Op de hoek van de Kerkstraat-Huisgracht is de bakkerij reisbureau geworden en de schoenenzaak van De Leeuw heet nu ’t Luifeltje, daar kan je koffie drinken. De pastorie staat er nog, maar de bakkerij van de Boef, de daarnaast staande hoeden- en pettenwinkel en ook de zaak van Broest zijn verdwenen. Er zijn andere zaken in gevestigd zoals de Marskramer. Slijterij van Wingerden en Hamberg dames- en herenkleding nemen hier een groot stuk voor hun rekening.
Snel nog even op de markt rondgekeken. Eerst maar even daar waar vroeger Harry Kervers zijn speelgoed- en horlogezaak had. Het pand is nu geheel verbouwd. ‘Juwelier’ staat er op de etalage. De winkel van Van Rij en de fietsenmaker van Tol is één pand geworden. Er is nu een grote zelfbedieningszaak in gevestigd. Naast de supermarkt, daar waar vroeger Reienga garen en band verkocht, is nu een assurantiekantoor.

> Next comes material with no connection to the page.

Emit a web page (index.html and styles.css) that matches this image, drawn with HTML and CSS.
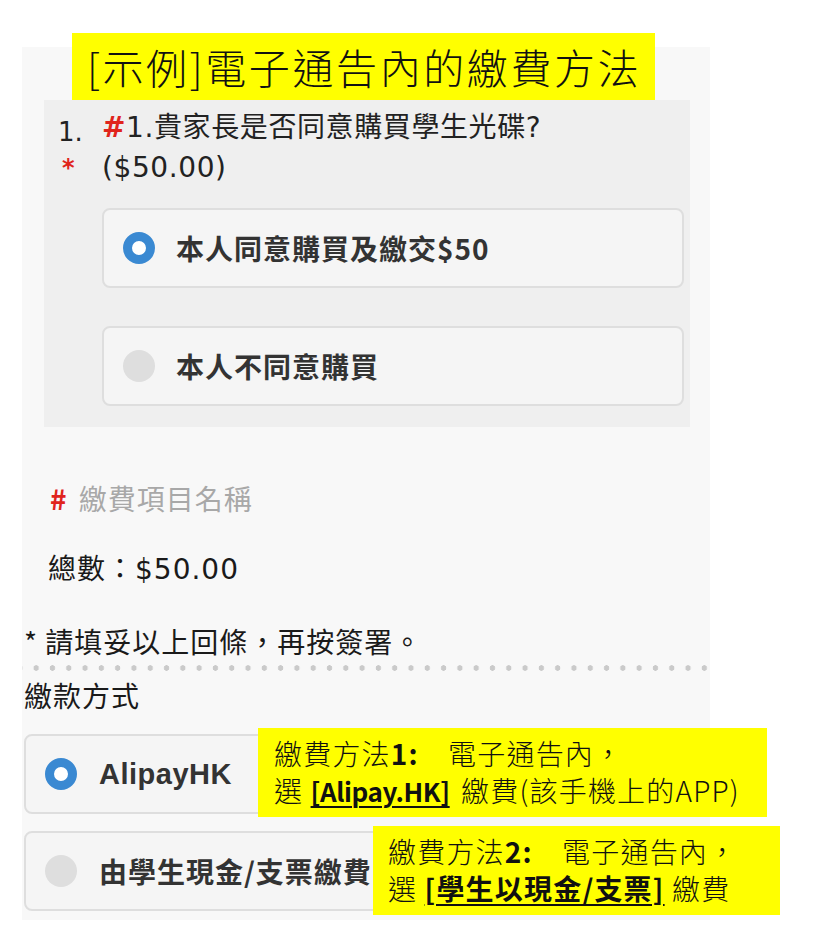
FILE: index.html
```html
<!DOCTYPE html>
<html lang="zh-Hant">
<head>
  <meta charset="UTF-8">
  <title>[示例]電子通告內的繳費方法</title>
  <link rel="stylesheet" href="styles.css">
</head>
<body>

  <div class="phone">

    <div class="question">
      <div class="q-num">
        <span>1.</span>
        <span class="req">*</span>
      </div>
      <div class="q-body">
        <p class="q-title"><span class="req">#</span>1.貴家長是否同意購買學生光碟?<br>($50.00)</p>

        <div class="option">
          <span class="radio checked"></span>
          <span class="opt-text">本人同意購買及繳交$50</span>
        </div>
        <div class="option">
          <span class="radio"></span>
          <span class="opt-text">本人不同意購買</span>
        </div>
      </div>
    </div>

    <p class="item-name"><span class="req">#</span> 繳費項目名稱</p>
    <p class="total">總數：<span class="num">$50.00</span></p>
    <p class="note">* 請填妥以上回條，再按簽署。</p>

    <div class="dots"></div>

    <p class="pay-label">繳款方式</p>

    <div class="pay-options">
      <div class="option pay">
        <span class="radio checked"></span>
        <span class="opt-text latin">AlipayHK</span>
      </div>
      <div class="option pay">
        <span class="radio"></span>
        <span class="opt-text">由學生現金/支票繳費</span>
      </div>
    </div>

  </div>

  <!-- yellow notes laid over the screenshot -->
  <div class="note-box title-box">[示例]電子通告內的繳費方法</div>

  <div class="note-box hint hint-1">
    <div>繳費方法<b>1:</b>　電子通告內，</div>
    <div>選 <u class="latin-link">[Alipay.HK]</u> 繳費(該手機上的APP)</div>
  </div>

  <div class="note-box hint hint-2">
    <div>繳費方法<b>2:</b>　電子通告內，</div>
    <div>選 <u>[學生以現金/支票]</u> 繳費</div>
  </div>

</body>
</html>
```

FILE: styles.css
```css
body {
  margin: 0;
  background: #fff;
  font-family: "Noto Sans CJK TC", "Noto Sans", sans-serif;
  color: #222;
  position: relative;
  width: 820px;
  height: 945px;
  overflow: hidden;
}

p {
  margin: 0;
}

.phone {
  margin: 47px 0 0 22px;
  width: 688px;
  height: 873px;
  background: #f8f8f8;
  display: flex;
  flex-direction: column;
  padding-top: 53px;
  box-sizing: border-box;
}

.req {
  color: #e0241c;
  font-weight: bold;
}

/* question block */
.question {
  background: #efefef;
  width: 646px;
  margin-left: 22px;
  display: flex;
  padding: 8px 6px 21px 14px;
  box-sizing: border-box;
}

.q-num {
  width: 44px;
  display: flex;
  flex-direction: column;
  font-family: "DejaVu Sans", sans-serif;
  font-size: 26px;
  line-height: 40px;
  padding-top: 4px;
}

.q-num .req {
  font-size: 24px;
  padding-left: 4px;
  line-height: 32px;
}

.q-body {
  flex: 1;
  display: flex;
  flex-direction: column;
  gap: 38px;
}

.q-title {
  font-family: "DejaVu Sans", "Noto Sans CJK TC", sans-serif;
  font-size: 28px;
  letter-spacing: 0.6px;
  line-height: 40px;
  margin-bottom: -18px;
  color: #222;
}

.option {
  height: 80px;
  box-sizing: border-box;
  background: #f5f5f5;
  border: 2px solid #dedede;
  border-radius: 8px;
  display: flex;
  align-items: center;
  padding-left: 19px;
  gap: 21px;
}

.radio {
  width: 32px;
  height: 32px;
  border-radius: 50%;
  background: #dedede;
  box-sizing: border-box;
  flex: none;
}

.radio.checked {
  background: #fff;
  border: 9px solid #3a89d2;
}

.opt-text {
  font-size: 28px;
  font-weight: bold;
  color: #333;
  letter-spacing: 1px;
}

.opt-text.latin {
  font-family: "Liberation Sans", sans-serif;
  font-size: 29px;
  letter-spacing: 0.5px;
}

/* summary lines */
.item-name,
.total,
.note,
.pay-label {
  font-size: 28px;
  letter-spacing: 1px;
  line-height: 40px;
}

.item-name {
  margin: 51px 0 0 28px;
  color: #a8a8a8;
}

.item-name .req {
  margin-right: 4px;
}

.total {
  margin: 29px 0 0 26px;
  color: #1a1a1a;
}

.total .num {
  font-family: "DejaVu Sans", sans-serif;
  font-size: 28px;
  letter-spacing: 1px;
}

.note {
  margin: 31px 0 0 2px;
  color: #1a1a1a;
}

.dots {
  height: 6px;
  margin-top: 4px;
  background-image: radial-gradient(circle, #cacaca 2.5px, transparent 3px);
  background-size: 16.3px 6px;
  background-position: 6px 0;
  background-repeat: repeat-x;
}

.pay-label {
  margin: 4px 0 0 2px;
  color: #1a1a1a;
}

.pay-options {
  display: flex;
  flex-direction: column;
  gap: 17px;
  margin: 19px 0 0 2px;
  width: 678px;
}

.option.pay {
  height: 80px;
  gap: 22px;
}

/* yellow annotation boxes */
.note-box {
  position: absolute;
  background: #ffff00;
  color: #111;
  font-weight: 300;
  box-sizing: border-box;
}

.title-box {
  left: 72px;
  top: 33px;
  width: 583px;
  height: 67px;
  font-size: 41px;
  line-height: 67px;
  padding-left: 15px;
  letter-spacing: 2.6px;
  white-space: nowrap;
}

.hint {
  font-size: 28px;
  letter-spacing: 1.2px;
  line-height: 37px;
  padding: 7px 0 0 16px;
  white-space: nowrap;
}

.hint b,
.hint u {
  font-weight: 700;
}

.hint u {
  text-decoration-thickness: 2px;
  text-underline-offset: 4px;
}

.hint u.latin-link {
  font-size: 26px;
  letter-spacing: -0.4px;
  margin-right: 4px;
}

.hint-1 {
  left: 258px;
  top: 728px;
  width: 509px;
  height: 89px;
}

.hint-2 {
  left: 373px;
  top: 826px;
  width: 407px;
  height: 89px;
  padding-left: 15px;
}
```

Het café van Teun Verhoeven is er nog, maar heeft een andere eigenaar. De sigarenwinkel van Sjef Kervers is bloemenwinkel geworden en waar Goof Kool zijn fruit verkocht hoort nu ook bij de bloemenwinkel. Ook de bakkerij van wed. Boon is gesloten. Daarboven is een steen gemetseld: ‘In de Hollandse tuin’ staat er dacht ik op.

Hier eindigt de wandeling. Wij beseffen heel goed, dat wij op onze wandeling heel veel zaken overgeslagen hebben, dingen die wij niet weten, maar ook die wij zijn vergeten. Enkele noem ik er: het snoepwinkeltje van Kauffeld op de Egmondkade (nu Meent), het huis van de bekende en nooit te vergeten vogelkenner Dirk Kars, vishandel ‘De Oceaan’ op de Hoogstraat. De bruggen over de Meentvliet, die vernieuwd of weg zijn. De Katholiek Kerk, die altijd een eigen pastoor had en zo zijn er nog veel dingen op te noemen.